Ever wonder how, in an era like the Middle Ages, an army could take over most of the known world in just a couple of decades? Well I have dammit. World events moved at a snail’s pace back then. France and England went to war for 116 years without deciding much of anything. The papacy took decades to render an opinion on whether or not Jesus owned his clothes. But the Mongols took over pretty much everything in the northern hemisphere in 70 years. I find that amazing. More so because that kind of thing wasn’t all that exceptional in the old world. The Arabs did something very similar in the 7th century when they established their Caliphate. The Romans did it hundreds of years before them. The Greeks, a couple of hundred years before the Romans, then there were the Persians, and well…you get the idea. But how was it possible for a relatively few people (say a few tens of thousands) to take over such huge swathes of territory in such short periods of time?
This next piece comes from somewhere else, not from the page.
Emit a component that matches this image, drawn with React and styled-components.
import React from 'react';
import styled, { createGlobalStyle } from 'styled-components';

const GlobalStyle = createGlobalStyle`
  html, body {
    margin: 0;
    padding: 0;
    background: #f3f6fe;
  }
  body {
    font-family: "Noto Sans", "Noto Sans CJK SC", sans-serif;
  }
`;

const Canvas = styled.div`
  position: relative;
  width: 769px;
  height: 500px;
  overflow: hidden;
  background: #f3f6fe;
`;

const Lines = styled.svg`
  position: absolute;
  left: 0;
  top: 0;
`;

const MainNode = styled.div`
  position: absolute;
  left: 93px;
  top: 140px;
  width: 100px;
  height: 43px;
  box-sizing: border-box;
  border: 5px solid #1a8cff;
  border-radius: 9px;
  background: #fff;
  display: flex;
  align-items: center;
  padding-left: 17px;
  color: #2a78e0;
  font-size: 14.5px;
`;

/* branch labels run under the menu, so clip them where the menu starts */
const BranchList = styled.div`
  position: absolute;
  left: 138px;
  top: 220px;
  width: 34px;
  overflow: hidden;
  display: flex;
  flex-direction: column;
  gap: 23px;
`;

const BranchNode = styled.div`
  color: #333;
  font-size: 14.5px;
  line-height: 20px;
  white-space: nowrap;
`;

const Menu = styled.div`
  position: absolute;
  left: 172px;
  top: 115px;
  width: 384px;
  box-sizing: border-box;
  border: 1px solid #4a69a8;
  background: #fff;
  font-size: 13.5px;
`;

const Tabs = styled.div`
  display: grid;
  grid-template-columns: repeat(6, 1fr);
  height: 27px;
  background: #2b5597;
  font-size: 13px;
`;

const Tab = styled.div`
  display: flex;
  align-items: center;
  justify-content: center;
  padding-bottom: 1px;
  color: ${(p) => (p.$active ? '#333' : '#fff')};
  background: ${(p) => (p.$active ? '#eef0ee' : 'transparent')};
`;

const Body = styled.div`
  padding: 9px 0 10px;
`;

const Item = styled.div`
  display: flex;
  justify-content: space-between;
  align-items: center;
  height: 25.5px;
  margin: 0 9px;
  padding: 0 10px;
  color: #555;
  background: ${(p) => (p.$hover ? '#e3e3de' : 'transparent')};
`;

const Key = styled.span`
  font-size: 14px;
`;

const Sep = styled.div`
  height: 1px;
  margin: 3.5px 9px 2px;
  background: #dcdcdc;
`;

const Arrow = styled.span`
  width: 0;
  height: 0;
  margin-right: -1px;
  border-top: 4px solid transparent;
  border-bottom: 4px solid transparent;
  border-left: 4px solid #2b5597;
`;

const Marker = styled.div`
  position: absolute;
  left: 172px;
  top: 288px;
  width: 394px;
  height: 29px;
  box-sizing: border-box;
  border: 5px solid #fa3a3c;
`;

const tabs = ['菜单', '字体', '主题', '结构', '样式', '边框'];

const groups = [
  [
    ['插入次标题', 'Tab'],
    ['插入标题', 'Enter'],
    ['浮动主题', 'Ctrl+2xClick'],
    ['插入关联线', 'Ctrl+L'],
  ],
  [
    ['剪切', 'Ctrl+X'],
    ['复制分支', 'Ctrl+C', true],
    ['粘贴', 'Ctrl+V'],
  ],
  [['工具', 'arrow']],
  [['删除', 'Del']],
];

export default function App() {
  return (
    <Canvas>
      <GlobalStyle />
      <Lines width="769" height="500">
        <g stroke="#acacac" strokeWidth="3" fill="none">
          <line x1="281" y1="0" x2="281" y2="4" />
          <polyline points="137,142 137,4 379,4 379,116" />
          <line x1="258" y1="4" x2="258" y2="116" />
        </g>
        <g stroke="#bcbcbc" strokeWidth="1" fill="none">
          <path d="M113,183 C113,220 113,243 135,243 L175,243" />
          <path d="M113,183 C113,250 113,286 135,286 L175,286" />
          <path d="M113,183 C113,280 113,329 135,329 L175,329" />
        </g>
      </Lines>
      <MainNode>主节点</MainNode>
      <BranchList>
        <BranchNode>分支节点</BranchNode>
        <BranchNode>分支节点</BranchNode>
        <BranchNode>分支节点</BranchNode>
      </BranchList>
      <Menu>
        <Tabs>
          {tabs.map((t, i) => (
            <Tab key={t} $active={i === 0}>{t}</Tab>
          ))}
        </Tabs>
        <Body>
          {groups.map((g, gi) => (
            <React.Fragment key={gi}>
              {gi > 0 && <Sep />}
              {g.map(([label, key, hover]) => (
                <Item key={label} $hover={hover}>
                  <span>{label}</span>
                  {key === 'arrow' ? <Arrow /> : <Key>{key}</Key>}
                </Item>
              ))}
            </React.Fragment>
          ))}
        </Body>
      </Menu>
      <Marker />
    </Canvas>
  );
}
The answer is to a large extent: lack of communications. Say for a moment you’re a subsistence farmer living somewhere in 13th century Armenia. You get up to go milk your yak one morning only to find 3,000 Mongols camped on your front lawn. Seeing you, they politely invite you to join them on their campaign of conquest and plunder. Alternately, they offer to help arrange a sudden and personal introduction between you and your god-creator. I’ll wager the vast majority of us would raise up whatever garden implement was handy and shout “Death to Whoever!”, put on a fur vest and iron helmet and be gone.
Such is how armies of the day took territory and grew. And it was like that through most of human history. Without telegraphs or spy satellites to give advance warning, invading armies of one kind or another just tended to show up. And when they did there was precious little anyone could do about it. Waves of conquerors only tended to stop when they happened to encounter a large opposing force by accident, as the Moors did when they bumped into Charles Martel in southern France in 734 AD (marking the end of Mulsim expansion into Europe).
Oh Lordy me I’m well off the subject of noodles this morning. Maybe I should go get a good strong cup of tea and come back.